Although a picture of hesitant integration might disappoint the would-be architects of Iran’s new economy—and in Tehran there are plenty of apostles of Chinese rates of growth—it will not displease those Iranian leaders who regard economics as the servant of politics, and who would bend politics to the preservation of the revolution’s soul. For these men, engagement with the west is a necessary evil in the interests of creating jobs and buffering the country against American hostility. It must not go too far.
The most important of these pragmatic ideologues is, of course, the Supreme Leader himself. Lest anyone confuse his support for the diplomatic effort of the past two years with a desire for détente with the US, in August Khamenei once again denounced American designs in the Middle East, which, according to him, consist of trying to break Syria and Iraq into smaller, more biddable blocks. He also warned that the US would use the nuclear deal as a way of inserting itself into Iran, and promised that the Islamic Republic would not permit America to exert “economic, political and cultural influence” in the country, or to have a “political presence” there—code for a functioning US embassy.
The irony of the recent diplomatic breakthrough is that with significant parts of Iran’s nuclear industry in mothballs for a decade at least, it is not through acquiring a bomb—or getting close to one—that the country will validate its claim to be the Middle East’s natural superpower. This will only happen if Iran exerts itself to become the region’s major producer and consumer, which is, after all, a not unrealistic goal. Ceramics and cement to Iraq; gas to Pakistan, Oman and Kuwait; cars to central Asia; tinned food to Afghanistan; oil and petrochemicals to all—one could easily mistake the export routes radiating outwards on the wall maps of Tehran’s companies for a rising sun.

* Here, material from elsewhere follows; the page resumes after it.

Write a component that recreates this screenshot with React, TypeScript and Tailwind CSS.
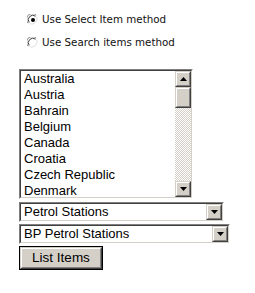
import React from "react";

const Up = () => (
  <svg width="7" height="4" viewBox="0 0 7 4"><path d="M3.5 0 L7 4 L0 4 Z" fill="#000" /></svg>
);
const Down = () => (
  <svg width="7" height="4" viewBox="0 0 7 4"><path d="M0 0 L7 0 L3.5 4 Z" fill="#000" /></svg>
);

function BevelBtn({ children, className = "" }: { children?: React.ReactNode; className?: string }) {
  return (
    <div className={`border border-t-[#d4d0c8] border-l-[#d4d0c8] border-b-[#404040] border-r-[#404040] ${className}`}>
      <div className="w-full h-full border border-t-white border-l-white border-b-[#808080] border-r-[#808080] bg-[#d4d0c8] flex items-center justify-center">
        {children}
      </div>
    </div>
  );
}

function Sunken({ children, className = "" }: { children?: React.ReactNode; className?: string }) {
  return (
    <div className={`border border-t-[#808080] border-l-[#808080] border-b-white border-r-white ${className}`}>
      <div className="w-full h-full border border-t-[#404040] border-l-[#404040] border-b-[#d4d0c8] border-r-[#d4d0c8] bg-white flex">
        {children}
      </div>
    </div>
  );
}

function Radio({ checked }: { checked?: boolean }) {
  return (
    <svg width="12" height="12" viewBox="0 0 12 12">
      <circle cx="6" cy="6" r="5.5" fill="#fff" />
      <path d="M1.2 9.2 A5.5 5.5 0 0 1 9.2 1.2" stroke="#808080" strokeWidth="1" fill="none" />
      <path d="M2.2 8.5 A4.5 4.5 0 0 1 8.5 2.2" stroke="#404040" strokeWidth="1" fill="none" />
      <path d="M9.8 2.8 A5.5 5.5 0 0 1 2.8 9.8" stroke="#e0e0e0" strokeWidth="1" fill="none" />
      {checked && <circle cx="6" cy="6" r="2" fill="#000" />}
    </svg>
  );
}

const countries = ["Australia", "Austria", "Bahrain", "Belgium", "Canada", "Croatia", "Czech Republic", "Denmark"];

export default function App() {
  return (
    <div className="w-[255px] h-[293px] bg-white" style={{ fontFamily: "'Liberation Sans', Arial, sans-serif" }}>
      <div className="pt-[13px] pl-[27px] flex flex-col gap-[9px] text-[10.3px] text-[#111]" style={{ fontFamily: "'DejaVu Sans', Verdana, sans-serif" }}>
        <div className="flex items-center gap-[3px] h-[14px]">
          <Radio checked />
          <span>Use Select Item method</span>
        </div>
        <div className="flex items-center gap-[3px] h-[14px]">
          <Radio />
          <span>Use Search items method</span>
        </div>
      </div>
      <div className="pl-[19px] mt-[19px] flex flex-col items-start text-[13px] text-black">
        <Sunken className="w-[174px] h-[130px]">
          <div className="flex-1 flex flex-col pl-[3px] leading-[16px]">
            {countries.map((c) => (
              <div key={c} className="h-[16px]">{c}</div>
            ))}
          </div>
          <div className="w-[16px] flex flex-col">
            <BevelBtn className="w-[16px] h-[16px]"><Up /></BevelBtn>
            <div className="flex-1 flex flex-col bg-[repeating-conic-gradient(#d4d0c8_0_25%,#ffffff_0_50%)] bg-[length:2px_2px]">
              <BevelBtn className="w-[16px] h-[21px]" />
            </div>
            <BevelBtn className="w-[16px] h-[16px]"><Down /></BevelBtn>
          </div>
        </Sunken>
        <Sunken className="w-[205px] h-[20px] mt-[3px]">
          <div className="flex-1 pl-[3px] leading-[16px]">Petrol Stations</div>
          <BevelBtn className="w-[16px] h-[16px]"><Down /></BevelBtn>
        </Sunken>
        <Sunken className="w-[211px] h-[20px] mt-[2px]">
          <div className="flex-1 pl-[3px] leading-[16px]">BP Petrol Stations</div>
          <BevelBtn className="w-[16px] h-[16px]"><Down /></BevelBtn>
        </Sunken>
        <div className="mt-[2px] border border-black">
          <BevelBtn className="w-[82px] h-[22px]">
            <span className="text-[13.5px]">List Items</span>
          </BevelBtn>
        </div>
      </div>
    </div>
  );
}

Is Iran’s foreign policy establishment prepared to subordinate the pure priorities of the revolution, which have included threatening Israel with destruction, to the grubby matrix of the win-win? Over the past two years of pressured diplomacy, Iran’s beleaguered foreign ministry has at least taken back some prestige from the Revolutionary Guard and other hardline organs of the deep state, and no amount of anti-American rhetoric from Khamenei can hide the fact that between his diplomats, and those of the US and Europe, there now exists more respect and cordiality than at any time since the revolution.
Iran’s opposition to Israel is unlikely to change soon, but it is possible to imagine it becoming less bellicose; likewise, belying its image of a sectarian troublemaker, Shia Iran has repeatedly offered to settle its differences with Sunni Saudi Arabia—offers that the US would do well to encourage its main Gulf ally to take up. There are signs, even, that the Revolutionary Guard is prepared to offload the strategic riches it picked up during the worst years of sanctions; in July, the Guard put its major asset, the nation’s $7.8bn telecommunications monopoly, up for sale.
Looking at the growing number of foreigners who are coming to Tehran these days, it seems remarkable that as recently as 2013 travelling to the Islamic Republic was a vaguely hazardous enterprise, whether for a journalist, a businessperson, or anyone who wanted to know more about the country. Distrust of the west was enshrined in state policy and thanks to the belligerence of many of Iran’s leaders, and hawks in Israel and the US, war seemed more than likely. Now it looks as if there will be peace, and perhaps prosperity. There are worse ways to end a revolution.